> _Given entries_
-----
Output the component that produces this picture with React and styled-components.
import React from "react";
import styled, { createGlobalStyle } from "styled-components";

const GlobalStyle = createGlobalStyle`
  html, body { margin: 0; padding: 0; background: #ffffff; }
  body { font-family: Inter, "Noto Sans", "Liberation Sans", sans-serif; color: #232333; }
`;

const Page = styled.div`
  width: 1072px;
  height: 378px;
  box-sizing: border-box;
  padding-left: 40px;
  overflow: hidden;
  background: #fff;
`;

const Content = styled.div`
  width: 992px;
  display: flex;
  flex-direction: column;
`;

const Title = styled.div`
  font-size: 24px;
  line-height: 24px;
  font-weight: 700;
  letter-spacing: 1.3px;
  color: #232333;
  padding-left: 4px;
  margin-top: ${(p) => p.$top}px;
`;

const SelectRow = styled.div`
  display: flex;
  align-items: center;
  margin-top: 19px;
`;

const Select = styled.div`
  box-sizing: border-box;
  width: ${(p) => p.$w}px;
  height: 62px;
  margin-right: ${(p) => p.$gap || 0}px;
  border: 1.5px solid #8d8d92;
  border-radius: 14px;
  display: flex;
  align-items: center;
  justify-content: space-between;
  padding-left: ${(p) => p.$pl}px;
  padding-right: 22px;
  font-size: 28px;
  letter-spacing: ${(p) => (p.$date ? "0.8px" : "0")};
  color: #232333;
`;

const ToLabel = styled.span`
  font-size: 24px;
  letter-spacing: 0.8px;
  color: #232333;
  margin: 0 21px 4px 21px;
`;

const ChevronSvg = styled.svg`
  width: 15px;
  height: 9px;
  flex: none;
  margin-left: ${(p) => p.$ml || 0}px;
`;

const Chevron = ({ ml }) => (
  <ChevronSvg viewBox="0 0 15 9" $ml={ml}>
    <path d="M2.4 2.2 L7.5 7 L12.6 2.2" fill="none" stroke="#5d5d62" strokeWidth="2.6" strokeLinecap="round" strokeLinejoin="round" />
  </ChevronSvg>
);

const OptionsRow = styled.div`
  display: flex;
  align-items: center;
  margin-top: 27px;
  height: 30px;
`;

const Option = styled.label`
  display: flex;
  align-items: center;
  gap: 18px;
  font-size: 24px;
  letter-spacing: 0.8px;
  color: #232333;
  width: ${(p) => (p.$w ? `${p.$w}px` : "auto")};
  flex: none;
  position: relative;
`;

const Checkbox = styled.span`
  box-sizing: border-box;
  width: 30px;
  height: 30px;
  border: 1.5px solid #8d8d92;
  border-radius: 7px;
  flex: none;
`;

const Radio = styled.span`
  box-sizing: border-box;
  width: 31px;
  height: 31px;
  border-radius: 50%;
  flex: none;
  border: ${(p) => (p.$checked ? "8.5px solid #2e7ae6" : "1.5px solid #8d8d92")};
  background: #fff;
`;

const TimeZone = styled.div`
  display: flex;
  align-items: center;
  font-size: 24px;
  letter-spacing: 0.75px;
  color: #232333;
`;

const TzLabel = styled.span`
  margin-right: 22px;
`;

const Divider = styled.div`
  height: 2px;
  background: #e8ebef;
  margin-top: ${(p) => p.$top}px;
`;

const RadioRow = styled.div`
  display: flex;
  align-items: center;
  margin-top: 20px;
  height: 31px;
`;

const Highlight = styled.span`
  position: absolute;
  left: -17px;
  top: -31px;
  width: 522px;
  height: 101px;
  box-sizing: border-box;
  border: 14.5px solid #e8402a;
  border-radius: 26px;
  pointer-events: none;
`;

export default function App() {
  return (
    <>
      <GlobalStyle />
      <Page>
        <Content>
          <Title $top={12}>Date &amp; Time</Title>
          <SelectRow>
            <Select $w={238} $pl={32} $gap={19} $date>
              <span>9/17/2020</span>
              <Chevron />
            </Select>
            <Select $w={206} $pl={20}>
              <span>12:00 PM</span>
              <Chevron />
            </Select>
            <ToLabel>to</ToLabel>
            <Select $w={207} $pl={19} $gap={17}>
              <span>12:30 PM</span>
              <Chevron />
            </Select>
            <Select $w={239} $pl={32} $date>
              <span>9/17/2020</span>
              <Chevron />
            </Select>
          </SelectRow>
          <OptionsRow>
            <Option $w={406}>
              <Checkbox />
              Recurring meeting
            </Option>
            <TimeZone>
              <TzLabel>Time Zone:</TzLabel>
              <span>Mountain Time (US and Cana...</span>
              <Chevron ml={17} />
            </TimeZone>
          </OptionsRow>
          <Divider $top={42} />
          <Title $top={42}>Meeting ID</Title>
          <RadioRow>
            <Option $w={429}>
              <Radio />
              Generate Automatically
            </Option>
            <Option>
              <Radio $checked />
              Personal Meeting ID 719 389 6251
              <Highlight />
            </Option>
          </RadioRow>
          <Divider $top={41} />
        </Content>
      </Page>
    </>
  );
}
-----
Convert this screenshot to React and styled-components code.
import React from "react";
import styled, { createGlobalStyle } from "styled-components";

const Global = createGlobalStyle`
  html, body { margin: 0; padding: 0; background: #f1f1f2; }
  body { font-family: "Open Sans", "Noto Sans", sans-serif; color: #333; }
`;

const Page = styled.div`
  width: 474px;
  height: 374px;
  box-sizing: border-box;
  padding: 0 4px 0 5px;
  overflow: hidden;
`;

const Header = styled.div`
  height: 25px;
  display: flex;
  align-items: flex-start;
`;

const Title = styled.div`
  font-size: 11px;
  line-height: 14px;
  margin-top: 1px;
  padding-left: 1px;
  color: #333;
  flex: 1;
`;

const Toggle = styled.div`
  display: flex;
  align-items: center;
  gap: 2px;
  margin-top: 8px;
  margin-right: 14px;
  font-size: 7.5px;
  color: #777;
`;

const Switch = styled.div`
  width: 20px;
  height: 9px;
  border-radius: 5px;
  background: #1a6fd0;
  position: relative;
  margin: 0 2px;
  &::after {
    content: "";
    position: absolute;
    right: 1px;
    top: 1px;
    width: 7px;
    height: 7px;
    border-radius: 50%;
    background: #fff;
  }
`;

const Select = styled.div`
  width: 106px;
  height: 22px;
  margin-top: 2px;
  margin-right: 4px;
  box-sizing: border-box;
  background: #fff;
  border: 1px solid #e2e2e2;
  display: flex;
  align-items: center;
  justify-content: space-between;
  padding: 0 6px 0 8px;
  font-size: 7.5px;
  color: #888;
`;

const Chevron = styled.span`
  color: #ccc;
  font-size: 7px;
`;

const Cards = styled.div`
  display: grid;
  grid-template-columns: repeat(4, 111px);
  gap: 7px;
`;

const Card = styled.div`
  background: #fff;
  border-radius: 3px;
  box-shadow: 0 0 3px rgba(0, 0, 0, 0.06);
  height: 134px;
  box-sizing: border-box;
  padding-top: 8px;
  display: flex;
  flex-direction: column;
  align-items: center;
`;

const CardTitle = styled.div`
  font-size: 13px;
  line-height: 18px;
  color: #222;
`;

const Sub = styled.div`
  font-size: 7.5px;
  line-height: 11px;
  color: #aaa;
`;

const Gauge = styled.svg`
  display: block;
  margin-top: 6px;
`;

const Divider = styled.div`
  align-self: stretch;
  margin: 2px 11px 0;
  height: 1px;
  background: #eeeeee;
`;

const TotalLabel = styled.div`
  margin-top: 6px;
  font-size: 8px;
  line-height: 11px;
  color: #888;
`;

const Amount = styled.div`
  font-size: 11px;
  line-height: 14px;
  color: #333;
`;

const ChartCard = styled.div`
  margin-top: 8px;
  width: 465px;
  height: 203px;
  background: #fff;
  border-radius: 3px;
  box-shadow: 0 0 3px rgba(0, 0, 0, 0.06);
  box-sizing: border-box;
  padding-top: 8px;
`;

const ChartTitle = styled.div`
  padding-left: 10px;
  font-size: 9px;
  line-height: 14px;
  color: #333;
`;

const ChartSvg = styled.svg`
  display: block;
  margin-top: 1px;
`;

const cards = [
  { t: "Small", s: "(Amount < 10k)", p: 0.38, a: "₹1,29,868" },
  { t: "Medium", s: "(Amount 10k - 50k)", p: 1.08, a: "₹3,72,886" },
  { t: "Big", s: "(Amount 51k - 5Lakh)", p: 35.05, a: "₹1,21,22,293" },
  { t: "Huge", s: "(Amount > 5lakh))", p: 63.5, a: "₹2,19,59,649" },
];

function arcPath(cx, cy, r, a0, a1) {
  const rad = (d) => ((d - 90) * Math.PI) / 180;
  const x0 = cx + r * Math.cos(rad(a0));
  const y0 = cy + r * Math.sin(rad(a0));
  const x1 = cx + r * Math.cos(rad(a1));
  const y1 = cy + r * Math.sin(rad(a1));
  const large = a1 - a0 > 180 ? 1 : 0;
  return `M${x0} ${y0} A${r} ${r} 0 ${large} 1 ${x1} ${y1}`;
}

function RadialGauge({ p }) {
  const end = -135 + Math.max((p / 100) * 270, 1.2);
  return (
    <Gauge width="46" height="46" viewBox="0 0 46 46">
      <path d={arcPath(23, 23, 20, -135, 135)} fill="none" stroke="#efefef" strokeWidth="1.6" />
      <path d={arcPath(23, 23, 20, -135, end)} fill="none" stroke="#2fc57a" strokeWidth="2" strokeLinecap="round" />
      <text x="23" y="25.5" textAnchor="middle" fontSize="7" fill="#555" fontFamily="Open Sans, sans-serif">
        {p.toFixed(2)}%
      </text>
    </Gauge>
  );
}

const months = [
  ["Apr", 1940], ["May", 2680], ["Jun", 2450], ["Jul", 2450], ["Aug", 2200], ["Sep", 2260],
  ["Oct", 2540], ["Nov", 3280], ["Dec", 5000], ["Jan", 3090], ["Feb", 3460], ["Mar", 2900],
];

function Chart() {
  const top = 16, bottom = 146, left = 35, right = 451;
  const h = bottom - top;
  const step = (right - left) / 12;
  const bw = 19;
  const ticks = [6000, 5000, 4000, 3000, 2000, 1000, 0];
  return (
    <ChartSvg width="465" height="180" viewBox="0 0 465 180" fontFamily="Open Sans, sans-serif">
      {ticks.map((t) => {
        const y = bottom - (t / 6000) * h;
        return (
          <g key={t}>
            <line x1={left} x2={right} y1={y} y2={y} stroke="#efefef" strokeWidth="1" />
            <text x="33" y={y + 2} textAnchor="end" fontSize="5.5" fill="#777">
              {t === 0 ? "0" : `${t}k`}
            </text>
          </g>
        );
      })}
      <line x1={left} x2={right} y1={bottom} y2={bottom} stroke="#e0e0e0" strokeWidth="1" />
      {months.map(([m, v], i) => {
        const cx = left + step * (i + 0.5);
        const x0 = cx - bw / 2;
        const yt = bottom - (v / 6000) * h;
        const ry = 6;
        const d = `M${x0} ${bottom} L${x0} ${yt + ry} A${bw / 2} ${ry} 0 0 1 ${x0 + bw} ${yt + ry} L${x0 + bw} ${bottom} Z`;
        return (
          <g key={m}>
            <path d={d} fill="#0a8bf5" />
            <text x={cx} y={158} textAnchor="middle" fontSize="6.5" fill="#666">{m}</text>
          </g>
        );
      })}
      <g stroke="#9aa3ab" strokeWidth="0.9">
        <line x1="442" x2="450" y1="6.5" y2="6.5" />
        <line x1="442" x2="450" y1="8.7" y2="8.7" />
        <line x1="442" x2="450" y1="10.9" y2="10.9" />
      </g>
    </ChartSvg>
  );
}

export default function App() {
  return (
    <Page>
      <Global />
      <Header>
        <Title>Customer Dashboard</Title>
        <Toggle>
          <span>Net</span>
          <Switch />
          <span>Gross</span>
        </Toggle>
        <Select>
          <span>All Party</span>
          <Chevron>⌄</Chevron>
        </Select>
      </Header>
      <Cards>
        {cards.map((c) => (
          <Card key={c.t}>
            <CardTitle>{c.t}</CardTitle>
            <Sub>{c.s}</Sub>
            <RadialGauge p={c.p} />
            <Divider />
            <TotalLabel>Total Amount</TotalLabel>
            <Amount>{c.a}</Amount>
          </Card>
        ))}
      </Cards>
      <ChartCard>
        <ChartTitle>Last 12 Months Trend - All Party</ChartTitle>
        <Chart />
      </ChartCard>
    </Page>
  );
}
-----
> _Short exercise_
From the data, list each line in which the string "components" appears.

> _Exercise answer_
Output the component that produces this picture with React and styled-components.
import styled, { createGlobalStyle } from "styled-components";
Convert this screenshot to React and styled-components code.
import styled, { createGlobalStyle } from "styled-components";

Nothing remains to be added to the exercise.